Twenty-five years ago, Bosnia’s own were going the other way.

Leila Naser Saleh was a few weeks short of giving birth when she reached Bosnia and Herzegovina, four months into a journey from Syria to the gates of the European Union.

“I was running out of time,” she said. “I wanted the journey to end as soon as possible. It was so hard.”

A quarter of a century earlier, Mersa Pasic travelled in the opposite direction, fleeing Bosnia south through the Balkans into Turkey and on to Syria’s Aleppo. She was just a child.

“They wanted to take my only doll and check whether something was hidden in it,” Pasic said of the border police between Turkey and Syria. “It was the only thing I had brought with me from Sarajevo.

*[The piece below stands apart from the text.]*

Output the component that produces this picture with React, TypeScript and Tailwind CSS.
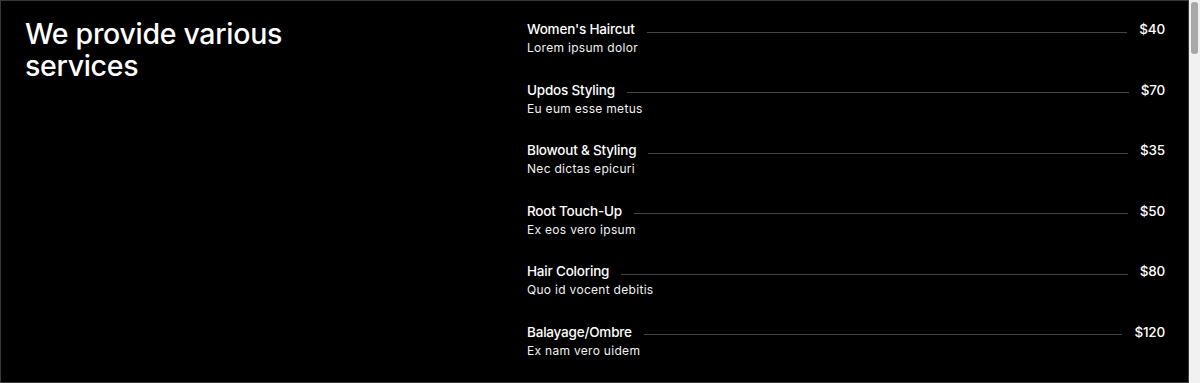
const services = [
  { name: "Women's Haircut", desc: "Lorem ipsum dolor", price: "$40" },
  { name: "Updos Styling", desc: "Eu eum esse metus", price: "$70" },
  { name: "Blowout & Styling", desc: "Nec dictas epicuri", price: "$35" },
  { name: "Root Touch-Up", desc: "Ex eos vero ipsum", price: "$50" },
  { name: "Hair Coloring", desc: "Quo id vocent debitis", price: "$80" },
  { name: "Balayage/Ombre", desc: "Ex nam vero uidem", price: "$120" },
];

export default function App() {
  return (
    <div className="flex h-[383px] w-[1200px] bg-white font-['Inter',sans-serif]">
      <div className="flex-1 border border-[#3a3a3a] bg-black text-white">
        <div className="flex pl-[24px] pr-[23px] pt-[14px]">
          <div className="w-[502px] shrink-0 pt-[3px]">
            <h2 className="text-[28.5px] leading-[32px] font-medium tracking-[-0.3px]">
              We provide various
              <br />
              services
            </h2>
          </div>
          <div className="flex flex-1 flex-col gap-[24.6px] pt-[5px]">
            {services.map((s) => (
              <div key={s.name}>
                <div className="flex items-center gap-[12px]">
                  <span className="text-[13.5px] leading-[18px] font-medium tracking-[-0.2px]">{s.name}</span>
                  <div className="mt-[6px] h-px flex-1 bg-[#444444]" />
                  <span className="text-[13.5px] leading-[18px] font-medium tracking-[-0.2px]">{s.price}</span>
                </div>
                <p className="mt-[2px] text-[12px] leading-[16px] tracking-[0.3px] text-[#f2f2f2]">
                  {s.desc}
                </p>
              </div>
            ))}
          </div>
        </div>
      </div>
      <div className="w-[11px] bg-[#f1f1f1] pt-[2px] pl-[2px] pr-[2px]">
        <div className="h-[52px] rounded-[3px] bg-[#a8a8a8]" />
      </div>
    </div>
  );
}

They wanted to slit it open to see if we were taking anything illegal across the border.”

Now both women find themselves in Sarajevo, a city besieged for the duration of Bosnia’s 1992-95 war, haemorrhaging residents and scattering them across the globe.

Syria is doing the same, only on an even greater scale, and a growing number, like Saleh, find themselves in Bosnia, one border short of the EU but blocked from advancing by Croatian police accused of using violence to keep them out.

More than 40,000 Syrians are forced to flee their homes every day, the United Nations High Commission for Refugees says, seven years into a war that is estimated to have killed half a million people.

Syrians are among the more than 9,000 refugees and migrants from Asia, Africa and the Middle East stranded in Bosnia, where authorities are struggling to provide adequate care.